## WHAT YOU NEED TO DO
Select lines where the word "image" appears.

Raw records:
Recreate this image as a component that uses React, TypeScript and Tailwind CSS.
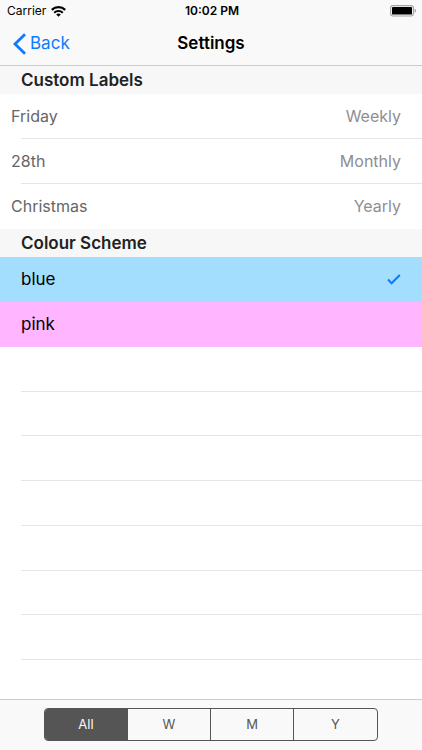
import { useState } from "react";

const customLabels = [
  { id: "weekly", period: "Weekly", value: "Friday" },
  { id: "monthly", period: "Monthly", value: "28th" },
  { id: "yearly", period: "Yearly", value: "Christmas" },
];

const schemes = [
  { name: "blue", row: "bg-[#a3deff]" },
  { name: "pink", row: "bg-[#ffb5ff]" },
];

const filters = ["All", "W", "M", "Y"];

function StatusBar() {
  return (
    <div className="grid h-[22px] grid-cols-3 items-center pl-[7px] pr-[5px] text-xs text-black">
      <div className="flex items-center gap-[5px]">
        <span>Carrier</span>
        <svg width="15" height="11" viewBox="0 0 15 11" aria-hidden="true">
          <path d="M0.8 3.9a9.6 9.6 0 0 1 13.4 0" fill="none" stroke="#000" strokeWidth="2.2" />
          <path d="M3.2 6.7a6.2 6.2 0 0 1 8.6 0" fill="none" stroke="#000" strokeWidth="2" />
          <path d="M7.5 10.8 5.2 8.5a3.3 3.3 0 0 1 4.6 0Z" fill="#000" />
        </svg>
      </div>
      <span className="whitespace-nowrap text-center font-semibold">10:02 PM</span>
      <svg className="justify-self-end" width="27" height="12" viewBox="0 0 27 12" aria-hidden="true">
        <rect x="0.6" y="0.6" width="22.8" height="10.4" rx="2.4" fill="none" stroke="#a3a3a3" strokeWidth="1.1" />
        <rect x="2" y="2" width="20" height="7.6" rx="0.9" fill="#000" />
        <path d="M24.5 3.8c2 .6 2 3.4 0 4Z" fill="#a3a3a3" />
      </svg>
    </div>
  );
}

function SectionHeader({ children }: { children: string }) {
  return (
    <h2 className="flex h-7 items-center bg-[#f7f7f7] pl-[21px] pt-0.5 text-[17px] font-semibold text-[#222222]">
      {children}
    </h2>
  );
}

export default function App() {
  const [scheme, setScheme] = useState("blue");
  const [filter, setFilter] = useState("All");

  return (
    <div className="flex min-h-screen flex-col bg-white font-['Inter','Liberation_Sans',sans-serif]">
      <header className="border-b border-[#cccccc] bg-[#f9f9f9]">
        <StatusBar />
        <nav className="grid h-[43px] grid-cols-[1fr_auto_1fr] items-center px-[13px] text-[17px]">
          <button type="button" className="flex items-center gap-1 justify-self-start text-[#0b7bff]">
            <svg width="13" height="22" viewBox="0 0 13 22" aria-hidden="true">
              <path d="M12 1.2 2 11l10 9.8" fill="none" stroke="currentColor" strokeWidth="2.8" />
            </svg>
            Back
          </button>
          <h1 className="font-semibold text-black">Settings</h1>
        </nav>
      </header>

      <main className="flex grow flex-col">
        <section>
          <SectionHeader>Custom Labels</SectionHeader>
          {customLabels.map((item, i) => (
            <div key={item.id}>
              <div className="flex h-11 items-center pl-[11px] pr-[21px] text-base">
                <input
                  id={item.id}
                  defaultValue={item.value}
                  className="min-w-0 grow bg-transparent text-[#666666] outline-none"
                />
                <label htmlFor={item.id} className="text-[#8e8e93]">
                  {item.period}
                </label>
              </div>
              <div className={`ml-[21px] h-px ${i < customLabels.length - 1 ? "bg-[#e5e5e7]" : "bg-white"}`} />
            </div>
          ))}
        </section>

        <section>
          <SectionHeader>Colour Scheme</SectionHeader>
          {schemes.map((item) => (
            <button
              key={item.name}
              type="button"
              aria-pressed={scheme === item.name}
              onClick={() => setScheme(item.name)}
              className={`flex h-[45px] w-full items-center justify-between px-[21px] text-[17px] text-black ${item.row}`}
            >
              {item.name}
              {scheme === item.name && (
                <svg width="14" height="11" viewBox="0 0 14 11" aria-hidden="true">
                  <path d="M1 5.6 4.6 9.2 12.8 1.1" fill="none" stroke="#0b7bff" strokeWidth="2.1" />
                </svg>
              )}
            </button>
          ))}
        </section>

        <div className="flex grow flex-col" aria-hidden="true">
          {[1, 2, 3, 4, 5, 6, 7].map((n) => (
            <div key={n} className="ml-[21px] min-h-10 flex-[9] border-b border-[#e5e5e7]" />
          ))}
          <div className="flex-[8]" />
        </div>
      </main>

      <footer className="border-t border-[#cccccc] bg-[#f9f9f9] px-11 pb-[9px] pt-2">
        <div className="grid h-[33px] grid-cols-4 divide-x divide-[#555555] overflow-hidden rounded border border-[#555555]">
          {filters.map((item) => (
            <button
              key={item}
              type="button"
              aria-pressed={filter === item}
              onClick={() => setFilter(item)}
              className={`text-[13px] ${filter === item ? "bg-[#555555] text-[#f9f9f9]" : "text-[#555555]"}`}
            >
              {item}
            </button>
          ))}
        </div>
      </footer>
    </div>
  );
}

* * *

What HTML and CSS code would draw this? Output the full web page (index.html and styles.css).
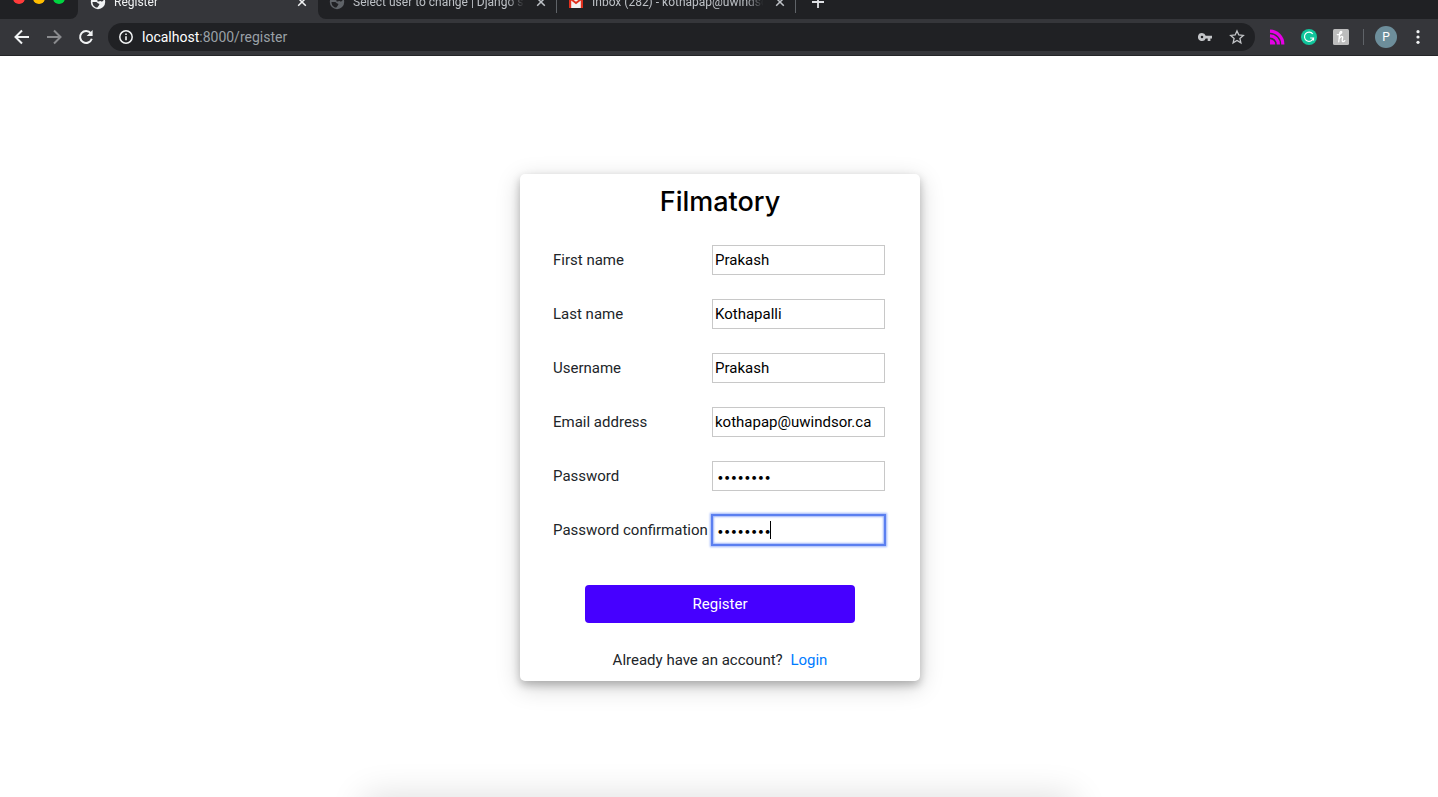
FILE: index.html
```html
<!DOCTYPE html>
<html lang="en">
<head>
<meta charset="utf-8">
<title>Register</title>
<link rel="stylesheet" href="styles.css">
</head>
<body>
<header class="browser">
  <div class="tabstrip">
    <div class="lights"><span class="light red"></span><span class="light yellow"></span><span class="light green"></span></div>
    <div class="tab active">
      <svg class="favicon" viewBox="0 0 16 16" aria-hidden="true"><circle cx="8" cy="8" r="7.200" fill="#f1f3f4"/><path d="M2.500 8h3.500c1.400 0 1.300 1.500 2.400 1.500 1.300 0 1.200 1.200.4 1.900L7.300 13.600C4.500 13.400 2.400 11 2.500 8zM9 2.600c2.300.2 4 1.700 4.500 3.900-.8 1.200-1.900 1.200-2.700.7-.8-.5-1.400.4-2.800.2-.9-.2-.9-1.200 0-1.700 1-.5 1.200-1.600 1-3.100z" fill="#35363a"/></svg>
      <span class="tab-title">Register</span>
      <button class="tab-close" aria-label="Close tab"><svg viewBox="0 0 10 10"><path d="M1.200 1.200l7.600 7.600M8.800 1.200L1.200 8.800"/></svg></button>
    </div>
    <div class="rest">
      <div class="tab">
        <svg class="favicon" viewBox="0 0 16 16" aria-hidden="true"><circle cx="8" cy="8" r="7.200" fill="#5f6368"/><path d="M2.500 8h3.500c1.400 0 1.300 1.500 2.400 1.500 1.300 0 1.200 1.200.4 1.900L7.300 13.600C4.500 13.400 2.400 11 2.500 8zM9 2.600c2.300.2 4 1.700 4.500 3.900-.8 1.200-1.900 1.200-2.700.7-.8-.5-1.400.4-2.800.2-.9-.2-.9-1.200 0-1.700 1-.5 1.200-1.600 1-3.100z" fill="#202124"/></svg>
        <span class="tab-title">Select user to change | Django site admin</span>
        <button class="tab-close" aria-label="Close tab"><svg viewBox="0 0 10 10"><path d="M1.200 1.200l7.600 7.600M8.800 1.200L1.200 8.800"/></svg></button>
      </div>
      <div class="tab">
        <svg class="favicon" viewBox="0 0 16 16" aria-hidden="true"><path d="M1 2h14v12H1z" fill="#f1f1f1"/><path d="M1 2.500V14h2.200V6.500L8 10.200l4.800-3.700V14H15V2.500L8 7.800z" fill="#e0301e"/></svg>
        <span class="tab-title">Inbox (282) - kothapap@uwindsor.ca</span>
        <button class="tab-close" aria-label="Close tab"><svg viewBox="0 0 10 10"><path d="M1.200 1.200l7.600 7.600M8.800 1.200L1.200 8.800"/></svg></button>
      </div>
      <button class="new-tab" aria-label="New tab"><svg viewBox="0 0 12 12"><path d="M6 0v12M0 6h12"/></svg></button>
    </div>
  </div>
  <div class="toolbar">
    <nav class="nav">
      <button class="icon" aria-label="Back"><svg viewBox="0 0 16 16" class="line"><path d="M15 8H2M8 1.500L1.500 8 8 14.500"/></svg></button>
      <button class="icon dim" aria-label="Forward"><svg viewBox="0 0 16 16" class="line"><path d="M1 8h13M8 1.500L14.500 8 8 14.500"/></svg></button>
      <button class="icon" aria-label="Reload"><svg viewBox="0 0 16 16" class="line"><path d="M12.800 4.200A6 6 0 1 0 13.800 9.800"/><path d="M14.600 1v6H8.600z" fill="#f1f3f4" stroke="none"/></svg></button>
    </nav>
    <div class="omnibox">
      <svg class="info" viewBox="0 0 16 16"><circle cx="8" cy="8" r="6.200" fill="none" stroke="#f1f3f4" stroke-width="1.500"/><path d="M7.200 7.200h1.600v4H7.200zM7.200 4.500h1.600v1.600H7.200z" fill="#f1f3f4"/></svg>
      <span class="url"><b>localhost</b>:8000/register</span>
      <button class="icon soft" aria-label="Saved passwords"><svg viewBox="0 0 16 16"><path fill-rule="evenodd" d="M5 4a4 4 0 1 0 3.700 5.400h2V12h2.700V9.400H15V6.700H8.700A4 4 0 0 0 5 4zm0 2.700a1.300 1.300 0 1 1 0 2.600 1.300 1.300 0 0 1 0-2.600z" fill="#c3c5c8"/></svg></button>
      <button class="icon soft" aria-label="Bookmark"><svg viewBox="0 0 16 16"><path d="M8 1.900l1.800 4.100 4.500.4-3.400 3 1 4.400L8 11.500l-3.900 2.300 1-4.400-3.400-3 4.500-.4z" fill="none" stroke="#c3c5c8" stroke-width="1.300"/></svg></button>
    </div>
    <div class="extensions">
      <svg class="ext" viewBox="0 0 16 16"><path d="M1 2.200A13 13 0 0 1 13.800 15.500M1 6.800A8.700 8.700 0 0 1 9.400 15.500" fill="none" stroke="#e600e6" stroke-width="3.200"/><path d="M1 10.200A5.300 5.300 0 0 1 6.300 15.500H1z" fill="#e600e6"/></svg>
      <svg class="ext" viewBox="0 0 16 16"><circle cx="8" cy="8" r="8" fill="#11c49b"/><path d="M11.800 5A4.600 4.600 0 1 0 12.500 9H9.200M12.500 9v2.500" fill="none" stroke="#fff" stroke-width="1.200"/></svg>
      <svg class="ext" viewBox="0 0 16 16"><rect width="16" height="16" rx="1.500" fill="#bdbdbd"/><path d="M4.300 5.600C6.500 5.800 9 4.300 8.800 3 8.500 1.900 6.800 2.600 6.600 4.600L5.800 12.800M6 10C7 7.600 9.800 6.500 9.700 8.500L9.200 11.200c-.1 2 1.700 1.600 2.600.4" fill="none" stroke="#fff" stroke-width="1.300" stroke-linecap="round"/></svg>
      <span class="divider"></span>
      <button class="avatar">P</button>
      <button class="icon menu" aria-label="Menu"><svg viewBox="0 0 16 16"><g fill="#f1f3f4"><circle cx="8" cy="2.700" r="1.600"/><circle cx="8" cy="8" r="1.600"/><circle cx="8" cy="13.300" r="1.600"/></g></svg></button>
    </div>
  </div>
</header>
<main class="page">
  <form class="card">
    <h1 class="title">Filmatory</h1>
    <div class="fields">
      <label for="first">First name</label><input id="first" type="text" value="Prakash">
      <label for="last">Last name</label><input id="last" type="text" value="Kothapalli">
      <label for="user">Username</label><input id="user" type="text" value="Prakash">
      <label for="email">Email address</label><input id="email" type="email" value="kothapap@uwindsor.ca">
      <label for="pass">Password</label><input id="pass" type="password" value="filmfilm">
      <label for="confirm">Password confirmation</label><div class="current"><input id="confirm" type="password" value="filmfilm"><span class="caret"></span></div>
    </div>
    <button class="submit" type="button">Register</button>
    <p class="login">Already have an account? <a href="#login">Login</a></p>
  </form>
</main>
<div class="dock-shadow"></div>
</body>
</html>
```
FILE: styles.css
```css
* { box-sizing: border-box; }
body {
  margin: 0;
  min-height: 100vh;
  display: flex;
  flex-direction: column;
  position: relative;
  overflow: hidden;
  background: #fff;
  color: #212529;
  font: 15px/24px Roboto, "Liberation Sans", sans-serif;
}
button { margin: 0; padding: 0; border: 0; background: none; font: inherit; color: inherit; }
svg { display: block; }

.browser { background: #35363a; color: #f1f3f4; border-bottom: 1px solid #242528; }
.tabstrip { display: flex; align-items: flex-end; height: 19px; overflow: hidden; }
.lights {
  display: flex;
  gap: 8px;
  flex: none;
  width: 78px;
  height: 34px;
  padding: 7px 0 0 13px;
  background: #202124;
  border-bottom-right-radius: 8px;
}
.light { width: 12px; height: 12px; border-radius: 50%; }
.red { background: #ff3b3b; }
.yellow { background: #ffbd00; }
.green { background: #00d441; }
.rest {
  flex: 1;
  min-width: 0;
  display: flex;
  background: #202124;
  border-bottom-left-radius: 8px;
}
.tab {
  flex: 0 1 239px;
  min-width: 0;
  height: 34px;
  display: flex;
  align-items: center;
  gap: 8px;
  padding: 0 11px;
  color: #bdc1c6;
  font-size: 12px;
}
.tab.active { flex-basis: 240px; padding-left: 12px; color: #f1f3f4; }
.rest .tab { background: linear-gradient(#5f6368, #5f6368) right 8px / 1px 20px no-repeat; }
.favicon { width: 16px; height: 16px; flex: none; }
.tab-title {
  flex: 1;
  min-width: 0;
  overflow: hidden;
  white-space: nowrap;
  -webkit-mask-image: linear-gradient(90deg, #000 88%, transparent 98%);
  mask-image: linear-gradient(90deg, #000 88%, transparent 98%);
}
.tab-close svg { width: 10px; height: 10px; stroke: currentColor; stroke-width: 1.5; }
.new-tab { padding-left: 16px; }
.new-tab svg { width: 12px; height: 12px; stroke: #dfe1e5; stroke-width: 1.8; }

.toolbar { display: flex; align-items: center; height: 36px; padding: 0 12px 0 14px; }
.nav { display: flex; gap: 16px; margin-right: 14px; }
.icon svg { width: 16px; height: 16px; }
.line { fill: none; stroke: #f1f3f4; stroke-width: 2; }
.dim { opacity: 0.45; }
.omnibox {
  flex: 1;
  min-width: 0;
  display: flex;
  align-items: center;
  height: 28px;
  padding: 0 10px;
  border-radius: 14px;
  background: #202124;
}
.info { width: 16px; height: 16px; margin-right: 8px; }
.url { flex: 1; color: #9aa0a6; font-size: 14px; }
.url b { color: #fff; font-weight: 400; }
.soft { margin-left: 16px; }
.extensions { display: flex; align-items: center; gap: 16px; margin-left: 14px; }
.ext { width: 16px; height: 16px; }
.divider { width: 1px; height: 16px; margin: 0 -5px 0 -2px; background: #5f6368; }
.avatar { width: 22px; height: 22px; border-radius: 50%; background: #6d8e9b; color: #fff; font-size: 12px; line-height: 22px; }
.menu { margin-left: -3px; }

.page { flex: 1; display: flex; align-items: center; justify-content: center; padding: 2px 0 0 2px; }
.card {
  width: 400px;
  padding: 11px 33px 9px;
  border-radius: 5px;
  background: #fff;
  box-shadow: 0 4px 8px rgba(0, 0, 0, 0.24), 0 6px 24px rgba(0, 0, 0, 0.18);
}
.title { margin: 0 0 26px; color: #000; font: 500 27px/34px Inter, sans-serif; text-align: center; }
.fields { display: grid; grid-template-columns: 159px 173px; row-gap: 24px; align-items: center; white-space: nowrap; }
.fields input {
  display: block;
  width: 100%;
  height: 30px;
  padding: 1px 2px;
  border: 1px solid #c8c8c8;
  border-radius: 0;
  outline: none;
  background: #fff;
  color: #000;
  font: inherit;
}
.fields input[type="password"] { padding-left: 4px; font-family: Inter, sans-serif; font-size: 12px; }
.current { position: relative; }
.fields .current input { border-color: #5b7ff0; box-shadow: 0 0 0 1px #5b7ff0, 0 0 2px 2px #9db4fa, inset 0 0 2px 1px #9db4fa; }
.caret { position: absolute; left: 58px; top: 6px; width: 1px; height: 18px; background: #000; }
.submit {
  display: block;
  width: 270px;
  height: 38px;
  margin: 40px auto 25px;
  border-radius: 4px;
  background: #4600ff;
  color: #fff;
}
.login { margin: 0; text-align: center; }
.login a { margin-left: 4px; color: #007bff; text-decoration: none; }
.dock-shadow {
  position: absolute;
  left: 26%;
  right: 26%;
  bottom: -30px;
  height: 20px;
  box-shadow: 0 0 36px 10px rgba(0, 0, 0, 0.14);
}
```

## WRITTEN RESPONSE
Recreate this image as a component that uses React, TypeScript and Tailwind CSS.
  -webkit-mask-image: linear-gradient(90deg, #000 88%, transparent 98%);
  mask-image: linear-gradient(90deg, #000 88%, transparent 98%);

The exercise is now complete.